At their best, Reparations Press interrupted the archival process often in the form of unauthorized gatherings, an alchemy of the living and the dead. Through burial, the function of the archive is to exert complete authority over the dead who if left to themselves aquire a life of their own. In receiving pseudonyms the members of Reparations Press invoked and alchemized with the spectre and in doing so created paths to existence for the spectre among mortals. In these moments of alchemy Reparations Press created scenes of chaos and celebration as the dead and their subjects revelled.

Spending extended periods of time inside the archive had repercussions. Llorona, for example, was lost to the archive for years at a time as she studied the technology of Western aesthetics. La tecnologia de la estetica. During her time in the archive she deduced that Western aesthetics and its institutions functioned as  tools to supplement traditional modes of subjugation.

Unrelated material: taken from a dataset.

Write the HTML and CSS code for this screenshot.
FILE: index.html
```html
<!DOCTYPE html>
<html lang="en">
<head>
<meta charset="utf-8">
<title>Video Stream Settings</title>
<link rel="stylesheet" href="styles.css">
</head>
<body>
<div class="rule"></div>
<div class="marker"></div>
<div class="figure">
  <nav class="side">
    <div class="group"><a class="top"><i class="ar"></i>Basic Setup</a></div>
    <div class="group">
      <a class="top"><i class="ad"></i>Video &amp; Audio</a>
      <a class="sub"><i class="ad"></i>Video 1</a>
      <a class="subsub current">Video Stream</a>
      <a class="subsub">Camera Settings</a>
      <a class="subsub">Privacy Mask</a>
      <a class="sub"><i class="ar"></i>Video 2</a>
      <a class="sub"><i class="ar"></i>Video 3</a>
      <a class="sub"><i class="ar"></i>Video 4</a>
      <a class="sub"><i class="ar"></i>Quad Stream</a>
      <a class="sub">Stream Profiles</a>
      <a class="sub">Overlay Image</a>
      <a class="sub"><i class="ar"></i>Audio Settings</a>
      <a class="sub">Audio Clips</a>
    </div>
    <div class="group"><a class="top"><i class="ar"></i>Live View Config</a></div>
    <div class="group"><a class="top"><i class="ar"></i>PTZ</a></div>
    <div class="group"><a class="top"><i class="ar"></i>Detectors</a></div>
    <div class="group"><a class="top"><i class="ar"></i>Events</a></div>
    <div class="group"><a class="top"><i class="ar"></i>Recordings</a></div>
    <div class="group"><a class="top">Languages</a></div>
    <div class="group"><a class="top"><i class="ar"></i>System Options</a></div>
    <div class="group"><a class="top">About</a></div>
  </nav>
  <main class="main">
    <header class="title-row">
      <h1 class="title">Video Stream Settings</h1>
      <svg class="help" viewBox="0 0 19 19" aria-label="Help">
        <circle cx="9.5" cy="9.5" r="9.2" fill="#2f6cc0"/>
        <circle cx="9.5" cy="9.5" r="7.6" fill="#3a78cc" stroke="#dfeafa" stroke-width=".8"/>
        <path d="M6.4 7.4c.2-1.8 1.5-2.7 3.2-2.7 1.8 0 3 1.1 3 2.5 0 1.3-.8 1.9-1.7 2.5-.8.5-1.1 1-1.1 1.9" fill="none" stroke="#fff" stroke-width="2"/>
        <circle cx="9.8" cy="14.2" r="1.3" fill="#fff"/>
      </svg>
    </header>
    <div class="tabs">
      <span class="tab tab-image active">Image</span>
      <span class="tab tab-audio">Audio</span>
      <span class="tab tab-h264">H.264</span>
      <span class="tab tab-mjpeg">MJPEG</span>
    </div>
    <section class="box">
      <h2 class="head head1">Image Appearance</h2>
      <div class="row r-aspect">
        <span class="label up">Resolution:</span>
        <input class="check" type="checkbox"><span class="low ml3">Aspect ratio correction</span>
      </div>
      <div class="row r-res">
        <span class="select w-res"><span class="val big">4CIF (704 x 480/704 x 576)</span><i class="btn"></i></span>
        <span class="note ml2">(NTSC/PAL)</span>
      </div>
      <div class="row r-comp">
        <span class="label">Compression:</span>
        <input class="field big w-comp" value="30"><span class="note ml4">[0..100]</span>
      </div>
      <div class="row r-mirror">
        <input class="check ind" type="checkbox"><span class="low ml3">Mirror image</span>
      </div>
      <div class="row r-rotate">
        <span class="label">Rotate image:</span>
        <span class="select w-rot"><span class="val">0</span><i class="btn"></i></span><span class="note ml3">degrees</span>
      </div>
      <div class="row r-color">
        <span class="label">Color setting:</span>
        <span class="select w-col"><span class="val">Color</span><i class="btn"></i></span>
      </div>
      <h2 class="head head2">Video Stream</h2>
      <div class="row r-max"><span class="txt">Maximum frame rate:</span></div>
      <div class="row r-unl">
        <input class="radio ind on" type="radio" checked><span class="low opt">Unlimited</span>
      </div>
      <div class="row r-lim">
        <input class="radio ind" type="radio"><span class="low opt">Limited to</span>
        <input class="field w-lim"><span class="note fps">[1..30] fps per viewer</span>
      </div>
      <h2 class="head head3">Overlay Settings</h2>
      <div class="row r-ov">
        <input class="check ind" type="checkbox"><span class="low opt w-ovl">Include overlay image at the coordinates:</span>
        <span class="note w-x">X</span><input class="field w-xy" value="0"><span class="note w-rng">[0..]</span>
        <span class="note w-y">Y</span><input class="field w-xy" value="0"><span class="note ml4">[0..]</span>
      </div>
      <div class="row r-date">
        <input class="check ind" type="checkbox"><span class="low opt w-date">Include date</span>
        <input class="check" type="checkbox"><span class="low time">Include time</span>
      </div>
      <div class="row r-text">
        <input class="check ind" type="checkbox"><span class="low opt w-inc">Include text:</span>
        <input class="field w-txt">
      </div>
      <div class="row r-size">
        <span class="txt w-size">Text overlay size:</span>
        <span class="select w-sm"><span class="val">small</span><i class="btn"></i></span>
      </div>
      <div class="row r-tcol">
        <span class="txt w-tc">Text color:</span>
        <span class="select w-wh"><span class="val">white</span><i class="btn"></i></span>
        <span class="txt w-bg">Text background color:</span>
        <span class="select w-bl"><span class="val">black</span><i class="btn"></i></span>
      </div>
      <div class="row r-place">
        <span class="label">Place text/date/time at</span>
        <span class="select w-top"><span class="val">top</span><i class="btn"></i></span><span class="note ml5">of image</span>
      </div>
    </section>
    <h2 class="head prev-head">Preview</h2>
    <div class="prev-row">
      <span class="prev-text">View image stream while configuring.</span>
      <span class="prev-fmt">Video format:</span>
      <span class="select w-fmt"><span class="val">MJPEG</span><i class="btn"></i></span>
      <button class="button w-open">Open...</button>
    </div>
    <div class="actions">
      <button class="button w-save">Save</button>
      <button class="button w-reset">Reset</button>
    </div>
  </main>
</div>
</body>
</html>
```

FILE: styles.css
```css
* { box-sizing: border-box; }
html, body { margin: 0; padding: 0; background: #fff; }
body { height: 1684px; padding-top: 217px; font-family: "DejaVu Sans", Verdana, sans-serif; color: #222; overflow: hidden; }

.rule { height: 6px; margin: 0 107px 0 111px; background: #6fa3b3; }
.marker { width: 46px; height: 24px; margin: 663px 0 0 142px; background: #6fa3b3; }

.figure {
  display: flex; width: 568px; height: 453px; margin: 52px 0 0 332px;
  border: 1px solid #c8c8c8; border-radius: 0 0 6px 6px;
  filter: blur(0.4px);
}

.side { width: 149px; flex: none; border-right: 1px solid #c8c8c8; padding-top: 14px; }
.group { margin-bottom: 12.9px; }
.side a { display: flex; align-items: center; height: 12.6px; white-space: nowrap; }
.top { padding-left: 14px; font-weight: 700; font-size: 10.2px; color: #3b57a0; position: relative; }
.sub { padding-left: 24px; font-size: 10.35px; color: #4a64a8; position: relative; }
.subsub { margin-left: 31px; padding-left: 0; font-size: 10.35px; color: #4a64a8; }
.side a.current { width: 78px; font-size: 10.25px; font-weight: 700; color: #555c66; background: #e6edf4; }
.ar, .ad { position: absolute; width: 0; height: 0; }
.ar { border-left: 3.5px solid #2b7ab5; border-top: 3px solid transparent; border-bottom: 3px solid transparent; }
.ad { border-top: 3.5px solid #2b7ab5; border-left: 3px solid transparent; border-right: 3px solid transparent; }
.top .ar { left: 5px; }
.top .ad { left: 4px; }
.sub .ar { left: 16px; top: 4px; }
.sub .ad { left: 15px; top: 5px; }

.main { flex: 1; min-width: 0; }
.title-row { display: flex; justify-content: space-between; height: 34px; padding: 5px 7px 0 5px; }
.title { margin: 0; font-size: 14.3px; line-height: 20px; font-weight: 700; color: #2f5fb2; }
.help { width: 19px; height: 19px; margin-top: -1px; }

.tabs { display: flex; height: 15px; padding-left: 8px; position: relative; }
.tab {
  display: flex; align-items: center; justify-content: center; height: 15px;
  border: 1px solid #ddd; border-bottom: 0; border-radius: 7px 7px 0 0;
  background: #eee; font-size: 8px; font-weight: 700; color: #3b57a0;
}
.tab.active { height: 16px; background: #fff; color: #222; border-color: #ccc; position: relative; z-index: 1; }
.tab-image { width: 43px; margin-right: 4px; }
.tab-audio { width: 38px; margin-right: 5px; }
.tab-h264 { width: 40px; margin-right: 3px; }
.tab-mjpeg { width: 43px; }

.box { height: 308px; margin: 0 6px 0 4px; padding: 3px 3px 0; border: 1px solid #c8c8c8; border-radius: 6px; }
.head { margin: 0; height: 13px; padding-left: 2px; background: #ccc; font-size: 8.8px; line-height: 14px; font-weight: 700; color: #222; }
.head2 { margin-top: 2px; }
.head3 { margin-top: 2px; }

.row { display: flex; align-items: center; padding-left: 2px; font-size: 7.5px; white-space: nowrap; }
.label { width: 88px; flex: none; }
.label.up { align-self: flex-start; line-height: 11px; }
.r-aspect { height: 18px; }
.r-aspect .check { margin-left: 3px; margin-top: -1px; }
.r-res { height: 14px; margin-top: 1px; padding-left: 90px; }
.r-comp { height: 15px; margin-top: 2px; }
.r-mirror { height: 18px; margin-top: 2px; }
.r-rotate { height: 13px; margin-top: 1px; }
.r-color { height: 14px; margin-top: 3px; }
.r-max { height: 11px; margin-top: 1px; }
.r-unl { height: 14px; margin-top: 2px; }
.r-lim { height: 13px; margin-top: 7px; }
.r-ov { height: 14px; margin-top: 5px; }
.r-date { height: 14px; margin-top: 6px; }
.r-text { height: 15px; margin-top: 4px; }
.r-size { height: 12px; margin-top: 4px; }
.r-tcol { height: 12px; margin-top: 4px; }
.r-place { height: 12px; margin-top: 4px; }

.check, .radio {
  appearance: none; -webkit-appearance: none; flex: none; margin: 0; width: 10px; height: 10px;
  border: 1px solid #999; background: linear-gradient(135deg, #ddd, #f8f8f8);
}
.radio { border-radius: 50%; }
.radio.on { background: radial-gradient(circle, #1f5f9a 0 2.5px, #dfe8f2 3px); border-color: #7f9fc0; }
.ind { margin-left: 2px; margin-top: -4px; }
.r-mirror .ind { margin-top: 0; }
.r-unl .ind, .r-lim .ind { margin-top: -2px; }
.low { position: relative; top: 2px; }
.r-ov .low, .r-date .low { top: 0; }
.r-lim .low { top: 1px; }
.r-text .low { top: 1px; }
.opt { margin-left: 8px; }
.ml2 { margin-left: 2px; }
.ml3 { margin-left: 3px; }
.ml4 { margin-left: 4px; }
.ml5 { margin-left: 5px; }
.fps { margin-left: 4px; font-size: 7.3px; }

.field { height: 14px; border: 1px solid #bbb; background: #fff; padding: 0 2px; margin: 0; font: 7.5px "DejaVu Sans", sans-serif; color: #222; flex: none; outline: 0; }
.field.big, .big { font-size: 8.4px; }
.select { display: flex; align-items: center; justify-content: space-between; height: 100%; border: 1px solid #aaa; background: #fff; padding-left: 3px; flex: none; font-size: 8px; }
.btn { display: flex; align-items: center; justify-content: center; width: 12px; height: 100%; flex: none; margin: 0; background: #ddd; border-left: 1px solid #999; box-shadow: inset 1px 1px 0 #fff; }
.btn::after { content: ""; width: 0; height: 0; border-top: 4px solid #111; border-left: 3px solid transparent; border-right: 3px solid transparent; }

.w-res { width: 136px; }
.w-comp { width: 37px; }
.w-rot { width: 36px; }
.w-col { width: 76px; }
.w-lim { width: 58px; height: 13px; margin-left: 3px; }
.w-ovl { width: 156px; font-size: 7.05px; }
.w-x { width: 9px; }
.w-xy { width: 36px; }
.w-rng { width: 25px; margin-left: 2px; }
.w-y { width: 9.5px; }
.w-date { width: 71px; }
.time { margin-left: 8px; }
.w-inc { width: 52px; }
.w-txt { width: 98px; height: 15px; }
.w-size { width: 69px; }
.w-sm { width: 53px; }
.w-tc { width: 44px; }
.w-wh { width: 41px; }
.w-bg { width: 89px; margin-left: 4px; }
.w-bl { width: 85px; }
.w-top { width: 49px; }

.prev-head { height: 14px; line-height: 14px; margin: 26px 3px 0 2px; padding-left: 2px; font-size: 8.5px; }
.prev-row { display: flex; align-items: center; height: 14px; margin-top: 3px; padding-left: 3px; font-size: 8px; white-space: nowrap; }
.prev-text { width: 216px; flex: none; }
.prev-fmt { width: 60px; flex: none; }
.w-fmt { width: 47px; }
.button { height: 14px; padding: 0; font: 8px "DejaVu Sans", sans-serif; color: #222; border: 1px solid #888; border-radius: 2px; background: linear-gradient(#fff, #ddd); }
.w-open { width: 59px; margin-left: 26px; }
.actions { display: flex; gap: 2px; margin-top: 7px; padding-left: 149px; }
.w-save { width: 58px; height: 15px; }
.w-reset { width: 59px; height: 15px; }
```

Jade D. reveals that it was during one of these extended stays that Llorona received her pseudonym. LaWar received a call from Llorona in tears one night, she was furious. Llorona just kept repeating how angry she was all the while crying. Before LaWar could ask what had happened Llorona ended the call. There were reports of a wailing woman that night. Jade D.brought her back eventually.

I’ve never heard you say that.

Yes, you have.

But you meant it. You’ve never said it and meant it like that.

S.P.O.C. was not perfect and Jade D. discusses how their dependence on S.P.O.C. contributed to the dissolution of Reparations Press.When the subject is recalled and reset too often (Buried and exhumed. Buried and exhumed. Exhumed. Buried. Exhumed. Exhum—–) the subject’s understanding of time and space begin to resemble a labyrinth. Inside becomes outside. Outside becomes inside. The risk for becoming lost increases.

We thought all we had was time.

S.P.O.C. was used without regard for consequences and Jade D. expresses that the collective had become enamored with power. The group had become become a “bond uniting hierarchized individuals.” The characters had become exhausted, recognizable and one by one the individuals were exiled from the archives.